Speaker
Description
The origin of the prompt emission in gamma-ray bursts (GRBs) remains debated. Our understanding is primarily derived from wide-field telescopes that operate within the 10 keV-10 MeV range. However, capturing early emissions at higher energies (above 100 GeV) is challenging because of the time required for slewing of the telescopes. I will discuss multi-messenger observational strategies aimed at detecting early VHE emissions from compact binary mergers, particularly in the context of third-generation gravitational wave detectors such as the Einstein Telescope (ET) and Cosmic Explorer (CE). With the proposed exceptional low-frequency sensitivity, it becomes feasible to detect and pinpoint gravitational wave events during the inspiral phase, providing an early warning alert for electromagnetic facilities.

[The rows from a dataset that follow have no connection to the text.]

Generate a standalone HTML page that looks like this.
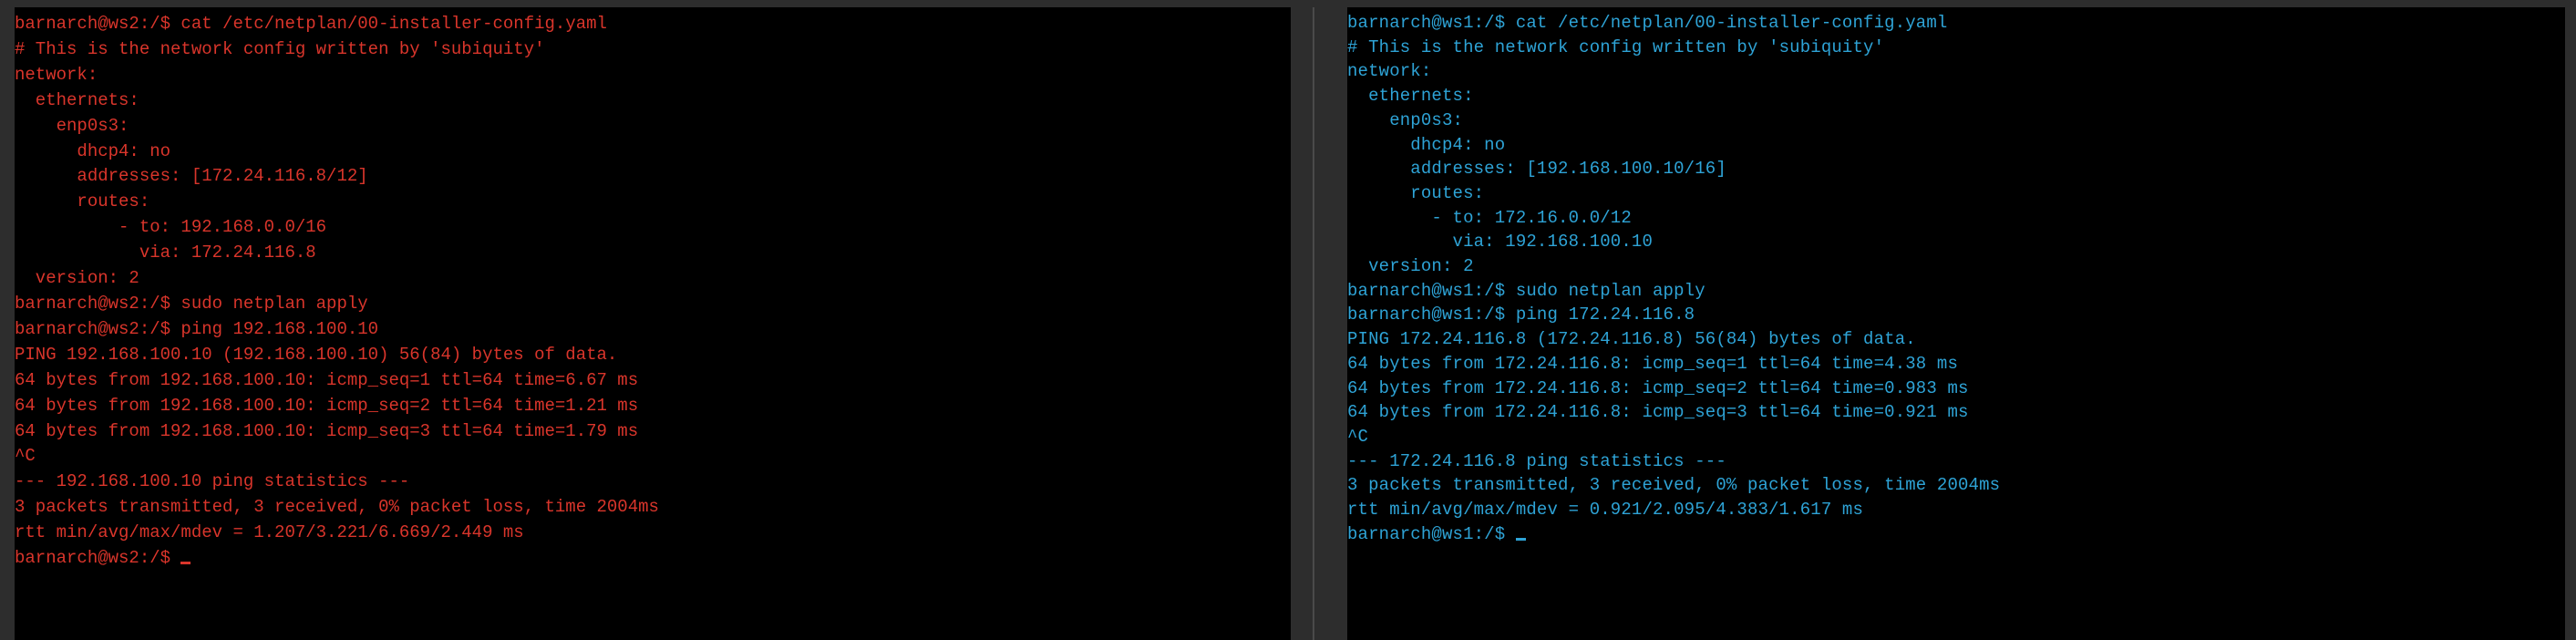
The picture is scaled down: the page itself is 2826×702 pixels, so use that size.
<!DOCTYPE html>
<html><head><meta charset="utf-8"><style>
html,body{margin:0;padding:0;width:2826px;height:702px;overflow:hidden;background:#2d2d2d;}
.p{position:absolute;top:8px;bottom:0;background:#000;}
pre{margin:0;position:absolute;top:13px;font-family:"Liberation Mono",monospace;font-size:19px;line-height:27.9px;white-space:pre;}
.r{color:#d9352b;}
.c{color:#2ea3d6;line-height:26.7px;top:12px;letter-spacing:0.15px;}
.cur{display:inline-block;width:11px;height:3px;background:currentColor;vertical-align:-2px;}
</style></head><body>
<div class="p" style="left:16px;width:1400px;"></div>
<div style="position:absolute;left:1440px;top:8px;bottom:0;width:2px;background:#4a4a4a;"></div>
<div class="p" style="left:1478px;width:1336px;"></div>
<pre class="r" style="left:16px;">barnarch@ws2:/$ cat /etc/netplan/00-installer-config.yaml
# This is the network config written by 'subiquity'
network:
  ethernets:
    enp0s3:
      dhcp4: no
      addresses: [172.24.116.8/12]
      routes:
          - to: 192.168.0.0/16
            via: 172.24.116.8
  version: 2
barnarch@ws2:/$ sudo netplan apply
barnarch@ws2:/$ ping 192.168.100.10
PING 192.168.100.10 (192.168.100.10) 56(84) bytes of data.
64 bytes from 192.168.100.10: icmp_seq=1 ttl=64 time=6.67 ms
64 bytes from 192.168.100.10: icmp_seq=2 ttl=64 time=1.21 ms
64 bytes from 192.168.100.10: icmp_seq=3 ttl=64 time=1.79 ms
^C
--- 192.168.100.10 ping statistics ---
3 packets transmitted, 3 received, 0% packet loss, time 2004ms
rtt min/avg/max/mdev = 1.207/3.221/6.669/2.449 ms
barnarch@ws2:/$ <span class="cur"></span></pre>
<pre class="c" style="left:1478px;">barnarch@ws1:/$ cat /etc/netplan/00-installer-config.yaml
# This is the network config written by 'subiquity'
network:
  ethernets:
    enp0s3:
      dhcp4: no
      addresses: [192.168.100.10/16]
      routes:
        - to: 172.16.0.0/12
          via: 192.168.100.10
  version: 2
barnarch@ws1:/$ sudo netplan apply
barnarch@ws1:/$ ping 172.24.116.8
PING 172.24.116.8 (172.24.116.8) 56(84) bytes of data.
64 bytes from 172.24.116.8: icmp_seq=1 ttl=64 time=4.38 ms
64 bytes from 172.24.116.8: icmp_seq=2 ttl=64 time=0.983 ms
64 bytes from 172.24.116.8: icmp_seq=3 ttl=64 time=0.921 ms
^C
--- 172.24.116.8 ping statistics ---
3 packets transmitted, 3 received, 0% packet loss, time 2004ms
rtt min/avg/max/mdev = 0.921/2.095/4.383/1.617 ms
barnarch@ws1:/$ <span class="cur"></span></pre>
</body></html>
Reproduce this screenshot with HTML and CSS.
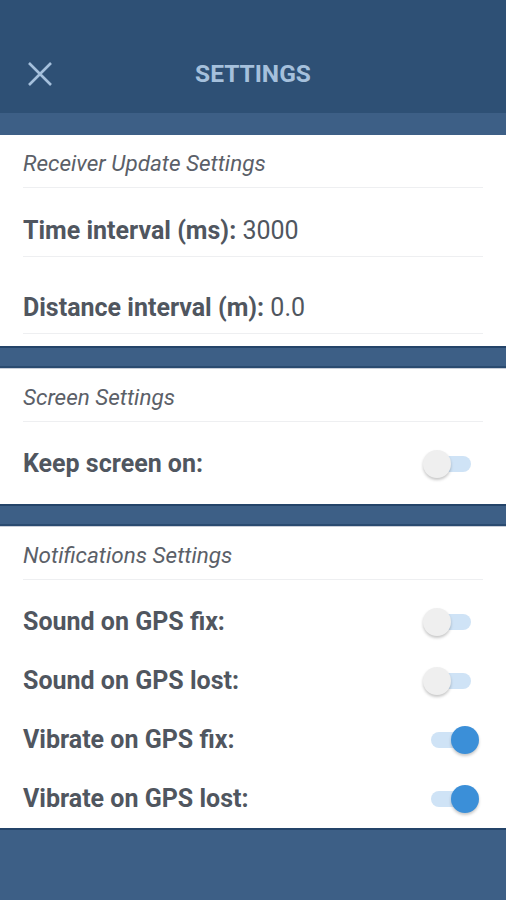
FILE: index.html
```html
<!DOCTYPE html>
<html>
<head>
<meta charset="utf-8">
<link rel="stylesheet" href="styles.css">
</head>
<body>
<div class="app">
  <header class="topbar">
    <svg class="close" width="24" height="24" viewBox="0 0 24 24"><path d="M1 1 L23 23 M23 1 L1 23" stroke="#a5c0dc" stroke-width="2.6" fill="none"/></svg>
    <h1 class="title">SETTINGS</h1>
  </header>
  <div class="band band-top"></div>

  <section class="card">
    <div class="card-head">Receiver Update Settings</div>
    <div class="field field-a"><b>Time interval (ms):</b>&nbsp;3000</div>
    <div class="field field-b"><b>Distance interval (m):</b>&nbsp;0.0</div>
    <div class="card-end"></div>
  </section>

  <div class="band"></div>

  <section class="card">
    <div class="card-head">Screen Settings</div>
    <div class="toggles">
      <div class="trow"><b>Keep screen on:</b><span class="switch"><span class="track"></span><span class="thumb"></span></span></div>
    </div>
  </section>

  <div class="band"></div>

  <section class="card">
    <div class="card-head">Notifications Settings</div>
    <div class="toggles toggles-last">
      <div class="trow"><b>Sound on GPS fix:</b><span class="switch"><span class="track"></span><span class="thumb"></span></span></div>
      <div class="trow"><b>Sound on GPS lost:</b><span class="switch"><span class="track"></span><span class="thumb"></span></span></div>
      <div class="trow"><b>Vibrate on GPS fix:</b><span class="switch on"><span class="track"></span><span class="thumb"></span></span></div>
      <div class="trow"><b>Vibrate on GPS lost:</b><span class="switch on"><span class="track"></span><span class="thumb"></span></span></div>
    </div>
  </section>

  <div class="band band-bottom"></div>
</div>
</body>
</html>
```

FILE: styles.css
```css
* { box-sizing: border-box; }
html, body { margin: 0; padding: 0; }
body {
  width: 506px;
  height: 900px;
  overflow: hidden;
  background: #3d5f86;
  font-family: Roboto, "Liberation Sans", sans-serif;
}
.app { display: flex; flex-direction: column; height: 900px; }

.topbar {
  height: 113px;
  background: #2e5075;
  display: flex;
  align-items: center;
  padding: 35px 0 0 28px;
  position: relative;
}
.close { display: block; }
.title {
  margin: 0;
  position: absolute;
  left: 0; right: 0;
  top: 59px;
  text-align: center;
  font-size: 24.5px;
  font-weight: 700;
  color: #a5c0dc;
  line-height: 30px;
}

.band { height: 22px; background: #3d5f86; border-top: 2px solid #244469; border-bottom: 2px solid #2a4b70; }
.band-top { height: 22px; border: 0; background: #3d5f86; }
.band-bottom { flex: 1; border-bottom: 0; }

.card {
  background: #fff;
  padding: 0 23px;
  border-top: 1px solid #c9ced8;
}
.band-top + .card { border-top: 0; }

.card-head {
  height: 53px;
  padding-top: 14px;
  font-size: 22.5px;
  line-height: 28px;
  font-style: italic;
  color: #5b6068;
  border-bottom: 1px solid #eeeff1;
}

.field {
  display: flex;
  align-items: flex-end;
  font-size: 25px;
  line-height: 30px;
  color: #50565f;
  border-bottom: 1px solid #eeeff1;
  padding-bottom: 10px;
}
.field b { font-weight: 700; }
.field-a { height: 69px; }
.field-b { height: 77px; }
.card-end { height: 12px; }

.toggles { padding: 12px 0 11px; }
.toggles-last { padding-bottom: 0; }
.trow {
  height: 59px;
  display: flex;
  align-items: center;
  justify-content: space-between;
  font-size: 25px;
  color: #50565f;
}
.trow b { font-weight: 700; }

.switch {
  position: relative;
  width: 56px;
  height: 28px;
  margin-right: 4px;
}
.track {
  position: absolute;
  left: 8px; right: 8px;
  top: 6px;
  height: 16px;
  border-radius: 8px;
  background: #cfe3f6;
}
.thumb {
  position: absolute;
  left: 0;
  top: 0;
  width: 28px;
  height: 28px;
  border-radius: 50%;
  background: #efefef;
  box-shadow: 0 2px 3px rgba(0,0,0,0.22);
}
.switch.on .thumb { left: 28px; background: #3b8fd8; }
```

I will further discuss the physical mechanisms responsible for generating VHE counterparts via the synchrotron self-Compton model in the leptonic scenario, as well as external inverse Compton emission, as potential candidates in the 10 GeV - 10 TeV energy band (very-high-energy gamma-rays; VHE). Additionally, I will briefly discuss the recent discovery of the GeV component from a compact binary merger, GRB 211211A, and its implications for the possibility of GeV to sub-TeV emissions from these sources. Furthermore, I will highlight the detection of the second component of GRB 221009A and its potential impact on our understanding of VHE prompt emissions.